======== Raw data ========

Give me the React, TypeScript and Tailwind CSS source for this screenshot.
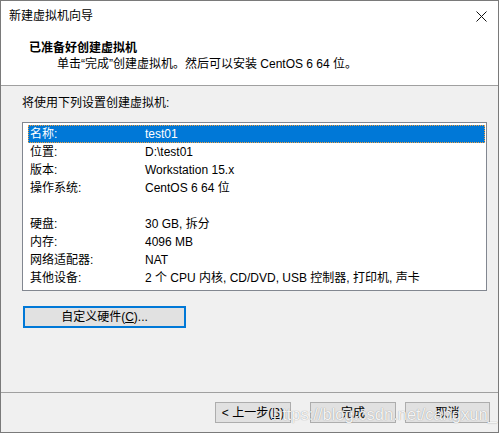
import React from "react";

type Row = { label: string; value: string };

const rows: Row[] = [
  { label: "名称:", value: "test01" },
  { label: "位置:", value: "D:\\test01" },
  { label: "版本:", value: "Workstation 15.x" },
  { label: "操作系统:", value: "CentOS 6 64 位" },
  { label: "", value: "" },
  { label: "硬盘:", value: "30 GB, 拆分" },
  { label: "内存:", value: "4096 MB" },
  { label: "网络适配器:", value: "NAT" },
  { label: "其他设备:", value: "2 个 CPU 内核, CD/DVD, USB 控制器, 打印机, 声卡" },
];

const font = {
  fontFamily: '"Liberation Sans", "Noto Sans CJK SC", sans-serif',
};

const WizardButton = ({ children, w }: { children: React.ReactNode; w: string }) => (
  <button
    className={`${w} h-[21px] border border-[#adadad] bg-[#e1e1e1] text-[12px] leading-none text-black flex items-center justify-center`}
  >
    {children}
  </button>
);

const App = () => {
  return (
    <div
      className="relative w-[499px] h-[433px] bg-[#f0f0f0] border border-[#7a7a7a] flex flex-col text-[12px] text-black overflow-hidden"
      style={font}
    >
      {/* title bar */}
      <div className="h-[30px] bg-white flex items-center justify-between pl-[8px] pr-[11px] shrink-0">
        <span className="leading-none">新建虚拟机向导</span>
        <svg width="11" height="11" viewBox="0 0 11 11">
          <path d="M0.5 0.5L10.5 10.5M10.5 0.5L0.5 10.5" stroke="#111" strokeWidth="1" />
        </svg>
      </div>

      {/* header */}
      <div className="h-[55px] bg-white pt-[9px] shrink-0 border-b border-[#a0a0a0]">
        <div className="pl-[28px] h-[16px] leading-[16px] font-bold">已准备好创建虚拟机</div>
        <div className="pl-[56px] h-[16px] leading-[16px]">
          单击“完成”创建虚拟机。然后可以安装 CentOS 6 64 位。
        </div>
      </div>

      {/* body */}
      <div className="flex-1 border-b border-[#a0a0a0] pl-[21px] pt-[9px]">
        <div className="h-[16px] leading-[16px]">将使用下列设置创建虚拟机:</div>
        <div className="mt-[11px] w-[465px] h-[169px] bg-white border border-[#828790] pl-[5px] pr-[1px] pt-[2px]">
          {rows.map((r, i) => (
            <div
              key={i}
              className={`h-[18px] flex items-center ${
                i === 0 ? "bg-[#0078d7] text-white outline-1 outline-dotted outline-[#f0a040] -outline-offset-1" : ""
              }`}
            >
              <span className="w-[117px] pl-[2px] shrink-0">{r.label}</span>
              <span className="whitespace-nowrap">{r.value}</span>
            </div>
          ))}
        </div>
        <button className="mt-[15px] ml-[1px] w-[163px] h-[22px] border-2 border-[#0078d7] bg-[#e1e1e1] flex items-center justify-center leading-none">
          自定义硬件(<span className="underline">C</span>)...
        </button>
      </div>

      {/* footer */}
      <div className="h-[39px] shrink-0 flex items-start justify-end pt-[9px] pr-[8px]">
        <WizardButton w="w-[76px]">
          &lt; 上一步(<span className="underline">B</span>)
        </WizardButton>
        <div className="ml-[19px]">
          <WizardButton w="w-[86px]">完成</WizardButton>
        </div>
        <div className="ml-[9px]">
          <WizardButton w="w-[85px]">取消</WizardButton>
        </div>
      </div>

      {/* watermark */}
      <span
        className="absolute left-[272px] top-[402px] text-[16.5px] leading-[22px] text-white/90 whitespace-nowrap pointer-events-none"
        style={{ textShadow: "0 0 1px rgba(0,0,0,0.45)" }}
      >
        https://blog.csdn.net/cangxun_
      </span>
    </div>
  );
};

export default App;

========

* [Stated goal] Images in the data above are to be skipped. Retype all other material exactly.

* [Written reply]
Give me the React, TypeScript and Tailwind CSS source for this screenshot.
import React from "react";

type Row = { label: string; value: string };

const rows: Row[] = [
  { label: "名称:", value: "test01" },
  { label: "位置:", value: "D:\\test01" },
  { label: "版本:", value: "Workstation 15.x" },
  { label: "操作系统:", value: "CentOS 6 64 位" },
  { label: "", value: "" },
  { label: "硬盘:", value: "30 GB, 拆分" },
  { label: "内存:", value: "4096 MB" },
  { label: "网络适配器:", value: "NAT" },
  { label: "其他设备:", value: "2 个 CPU 内核, CD/DVD, USB 控制器, 打印机, 声卡" },
];

const font = {
  fontFamily: '"Liberation Sans", "Noto Sans CJK SC", sans-serif',
};

const WizardButton = ({ children, w }: { children: React.ReactNode; w: string }) => (
  <button
    className={`${w} h-[21px] border border-[#adadad] bg-[#e1e1e1] text-[12px] leading-none text-black flex items-center justify-center`}
  >
    {children}
  </button>
);

const App = () => {
  return (
    <div
      className="relative w-[499px] h-[433px] bg-[#f0f0f0] border border-[#7a7a7a] flex flex-col text-[12px] text-black overflow-hidden"
      style={font}
    >
      {/* title bar */}
      <div className="h-[30px] bg-white flex items-center justify-between pl-[8px] pr-[11px] shrink-0">
        <span className="leading-none">新建虚拟机向导</span>
        <svg width="11" height="11" viewBox="0 0 11 11">
          <path d="M0.5 0.5L10.5 10.5M10.5 0.5L0.5 10.5" stroke="#111" strokeWidth="1" />
        </svg>
      </div>

      {/* header */}
      <div className="h-[55px] bg-white pt-[9px] shrink-0 border-b border-[#a0a0a0]">
        <div className="pl-[28px] h-[16px] leading-[16px] font-bold">已准备好创建虚拟机</div>
        <div className="pl-[56px] h-[16px] leading-[16px]">
          单击“完成”创建虚拟机。然后可以安装 CentOS 6 64 位。
        </div>
      </div>

      {/* body */}
      <div className="flex-1 border-b border-[#a0a0a0] pl-[21px] pt-[9px]">
        <div className="h-[16px] leading-[16px]">将使用下列设置创建虚拟机:</div>
        <div className="mt-[11px] w-[465px] h-[169px] bg-white border border-[#828790] pl-[5px] pr-[1px] pt-[2px]">
          {rows.map((r, i) => (
            <div
              key={i}
              className={`h-[18px] flex items-center ${
                i === 0 ? "bg-[#0078d7] text-white outline-1 outline-dotted outline-[#f0a040] -outline-offset-1" : ""
              }`}
            >
              <span className="w-[117px] pl-[2px] shrink-0">{r.label}</span>
              <span className="whitespace-nowrap">{r.value}</span>
            </div>
          ))}
        </div>
        <button className="mt-[15px] ml-[1px] w-[163px] h-[22px] border-2 border-[#0078d7] bg-[#e1e1e1] flex items-center justify-center leading-none">
          自定义硬件(<span className="underline">C</span>)...
        </button>
      </div>

      {/* footer */}
      <div className="h-[39px] shrink-0 flex items-start justify-end pt-[9px] pr-[8px]">
        <WizardButton w="w-[76px]">
          &lt; 上一步(<span className="underline">B</span>)
        </WizardButton>
        <div className="ml-[19px]">
          <WizardButton w="w-[86px]">完成</WizardButton>
        </div>
        <div className="ml-[9px]">
          <WizardButton w="w-[85px]">取消</WizardButton>
        </div>
      </div>

      {/* watermark */}
      <span
        className="absolute left-[272px] top-[402px] text-[16.5px] leading-[22px] text-white/90 whitespace-nowrap pointer-events-none"
        style={{ textShadow: "0 0 1px rgba(0,0,0,0.45)" }}
      >
        https://blog.csdn.net/cangxun_
      </span>
    </div>
  );
};

export default App;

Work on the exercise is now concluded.